I initially explored the option of using mental ray shaders for the car paint and actually compiled some new phenomena to get the desired look. But blurred reflections were increasing render time too much so I decided to simplify and use Maya shaders. The Paint shader is a simple Blinn with reflection falloff (using sampler info: facing ratio) and a procedural rock for specular colour (metallic flakes effect). All interior shaders were also standard Blinn. The Chrome parts all use a simple Blinn (diffuse: black, Specular: 95%white, eccentricity: 0, rolloff: 0.95). The glossy metals use more or less the same chrome but with Reflection utility generating the blurred reflection. This is used on the surrounding bars and the interior metal parts. The wheel material is a variation on this material with a brighter diffuse colour.

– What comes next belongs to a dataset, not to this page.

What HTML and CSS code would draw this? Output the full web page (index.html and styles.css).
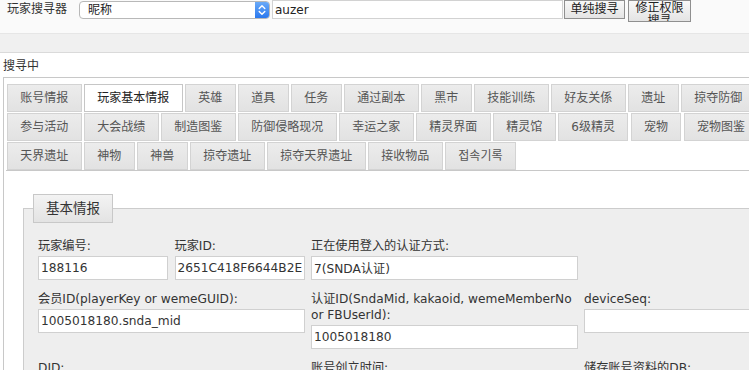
FILE: index.html
```html
<!DOCTYPE html>
<html lang="zh">
<head>
<meta charset="utf-8">
<title>玩家搜寻器</title>
<link rel="stylesheet" href="styles.css">
</head>
<body>
<div class="page">
  <header class="topbar">
    <span class="title">玩家搜寻器</span>
    <div class="select">
      <span class="select-text">昵称</span>
      <span class="stepper"><svg width="14" height="16" viewBox="0 0 14 16"><path d="M4.2 6.6 L7 3.8 L9.8 6.6 M4.2 9.4 L7 12.2 L9.8 9.4" fill="none" stroke="#fff" stroke-width="1.4" stroke-linecap="round" stroke-linejoin="round"/></svg></span>
    </div>
    <input class="query" type="text" value="auzer">
    <div class="btn" role="button">单纯搜寻</div>
    <div class="btn btn-wrap" role="button">修正权限搜寻</div>
  </header>
  <div class="band"></div>
  <div class="status">搜寻中</div>
  <div class="tabs">
    <ul class="nav">
      <li>账号情报</li>
      <li class="active">玩家基本情报</li>
      <li>英雄</li>
      <li>道具</li>
      <li>任务</li>
      <li>通过副本</li>
      <li>黑市</li>
      <li>技能训练</li>
      <li>好友关係</li>
      <li>遗址</li>
      <li>掠夺防御</li>
      <li>参与活动</li>
      <li>大会战绩</li>
      <li>制造图鉴</li>
      <li>防御侵略现况</li>
      <li>幸运之家</li>
      <li>精灵界面</li>
      <li>精灵馆</li>
      <li>6级精灵</li>
      <li>宠物</li>
      <li>宠物图鉴</li>
      <li>天界遗址</li>
      <li>神物</li>
      <li>神兽</li>
      <li>掠夺遗址</li>
      <li>掠夺天界遗址</li>
      <li>接收物品</li>
      <li>접속기록</li>
    </ul>
    <div class="panel">
      <fieldset class="box">
        <legend>基本情报</legend>
        <div class="grid">
          <div class="field">
            <label>玩家编号:</label>
            <input type="text" value="188116">
          </div>
          <div class="field">
            <label>玩家ID:</label>
            <input type="text" value="2651C418F6644B2E">
          </div>
          <div class="field span2">
            <label>正在使用登入的认证方式:</label>
            <input type="text" value="7(SNDA认证)">
          </div>
          <div class="field span2 row-start">
            <label>会员ID(playerKey or wemeGUID):</label>
            <input type="text" value="1005018180.snda_mid">
          </div>
          <div class="field span2">
            <label>认证ID(SndaMid, kakaoid, wemeMemberNo or FBUserId):</label>
            <input type="text" value="1005018180">
          </div>
          <div class="field span2">
            <label>deviceSeq:</label>
            <input type="text" value="">
          </div>
          <div class="field span2">
            <label>DID:</label>
            <input type="text" value="">
          </div>
          <div class="field span2">
            <label>账号创立时间:</label>
            <input type="text" value="">
          </div>
          <div class="field span2">
            <label>储存账号资料的DB:</label>
            <input type="text" value="">
          </div>
        </div>
      </fieldset>
    </div>
  </div>
</div>
</body>
</html>
```
FILE: styles.css
```css
html, body {
  margin: 0;
  padding: 0;
  background: #fff;
}
body {
  font-family: "DejaVu Sans", "Noto Sans CJK SC", sans-serif;
  font-size: 12px;
  color: #333;
}
.page {
  width: 749px;
  height: 370px;
  overflow: hidden;
}

/* top search bar */
.topbar {
  height: 33px;
  background: #fafafa;
  display: flex;
  align-items: flex-start;
}
.title {
  margin: 1px 0 0 7px;
  line-height: 16px;
  color: #333;
}
.select {
  margin: 1px 0 0 12px;
  width: 191px;
  height: 18px;
  box-sizing: border-box;
  border: 1px solid #b8b8b8;
  border-radius: 4px;
  background: #fff;
  display: flex;
  align-items: stretch;
  padding-left: 8px;
}
.select-text {
  line-height: 16px;
  color: #222;
}
.stepper {
  margin-left: auto;
  width: 14px;
  background: linear-gradient(#6aaaf8, #2a78ee);
  border-radius: 0 3px 3px 0;
  display: flex;
}
.query {
  margin: 0 0 0 2px;
  width: 291px;
  height: 19px;
  box-sizing: border-box;
  border: 1px solid #d2d2d2;
  padding: 0 2px;
  font: 12px "DejaVu Sans", sans-serif;
  color: #222;
  background: #fff;
  outline: none;
}
.btn {
  margin-left: 1px;
  width: 61px;
  height: 19px;
  box-sizing: border-box;
  border: 1px solid #8f8f8f;
  background: linear-gradient(#f8f8f8, #e4e4e4);
  color: #222;
  text-align: center;
  line-height: 17px;
  font-size: 12px;
}
.btn-wrap {
  margin-left: 3px;
  width: 63px;
  height: 22px;
  padding: 1px 6px 0;
  line-height: 13px;
  overflow: hidden;
}

.band {
  height: 18px;
  background: #f0f0f0;
  border-top: 1px solid #e6e6e6;
  border-bottom: 1px solid #dadada;
}
.status {
  margin: 5px 0 0 3px;
  line-height: 16px;
  color: #333;
}

/* tabs */
.tabs {
  margin: 3px 0 0 3px;
  width: 790px;
  border: 1px solid #c8c8c8;
  padding: 2px;
}
.nav {
  list-style: none;
  margin: 0;
  padding: 3px 0 0 1px;
  display: flex;
  flex-wrap: wrap;
  border-bottom: 1px solid #c8c8c8;
}
.nav li {
  margin: 1px 2.4px 0 0;
  height: 28px;
  box-sizing: border-box;
  border: 1px solid #d3d3d3;
  background: linear-gradient(#ececec, #e2e2e2);
  padding: 0 12.3px;
  line-height: 26px;
  color: #555;
  white-space: nowrap;
}
.nav li.active {
  background: #fff;
  border-color: #c6c6c6;
  color: #212121;
}

.panel {
  padding: 23px 0 0 17px;
}
.box {
  margin: 0;
  width: 760px;
  min-width: 0;
  border: 1px solid #cccccc;
  background: #eeeeee;
  padding: 0 0 20px 9px;
}
.box legend {
  padding: 0 12px;
  height: 29px;
  box-sizing: border-box;
  line-height: 27px;
  border: 1px solid #c8c8c8;
  background: linear-gradient(#f3f3f3, #e3e3e3);
  font-size: 13.5px;
  color: #333;
}
.grid {
  display: grid;
  grid-template-columns: repeat(6, 130px);
  column-gap: 6.5px;
  row-gap: 11px;
  padding: 15px 0 0 5px;
  align-items: start;
}
.span2 {
  grid-column: span 2;
}
.row-start {
  grid-column: 1 / span 2;
}
.field label {
  display: block;
  line-height: 16px;
  margin-bottom: 2px;
  font-size: 12.2px;
  color: #333;
}
.field input {
  display: block;
  width: 100%;
  height: 24px;
  box-sizing: border-box;
  margin: 0;
  border: 1px solid #d0d0d0;
  padding: 0 2px;
  font: 12.2px "DejaVu Sans", "Noto Sans CJK SC", sans-serif;
  color: #333;
  background: #fff;
  outline: none;
}
```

The Glass shader is also a blinn shader with thin wall refraction so the glass surfaces could remain one surface. The original glass parts consisted of only the outer surface. It also meant that I could reduce the raytrace depth for the overall rendering to save some render time.

The lighting setup is also very simple and is based on the classic 3 point system. The lighting layout can be seen in the diagram below. The main light comes from the warm key light which casts MR area shadows. An additional cool light was added for more definition on the shaders. A final Dome light completes the environment. The dome is used to add diffuse sky light to the scene and also act as a rim light to define the far edges of the car. Attached to the dome is a surface shader with the Ray Type shader connected to out color. The Ray Type has a HDRI spherical reflection map for eye, reflection and refraction and smaller and very blurred version of the same map for final gather rays. The shader is set to be invisible in the render and alpha channel. This is a very typical outdoor lighting setup that I use quite often.

 

   

I used Mental Ray (as always) to render this project but was worried about render times due to the tight deadline for deliver. The actual time for completion was 10 days so render time was a real issue. As it was I had to double my ram (to 2GB) just to deal with the model comfortably. Anyway Mental ray really excelled and the average render time for each image was about 4-6 hours for all passes at a resolution of 3500×2000 pixels.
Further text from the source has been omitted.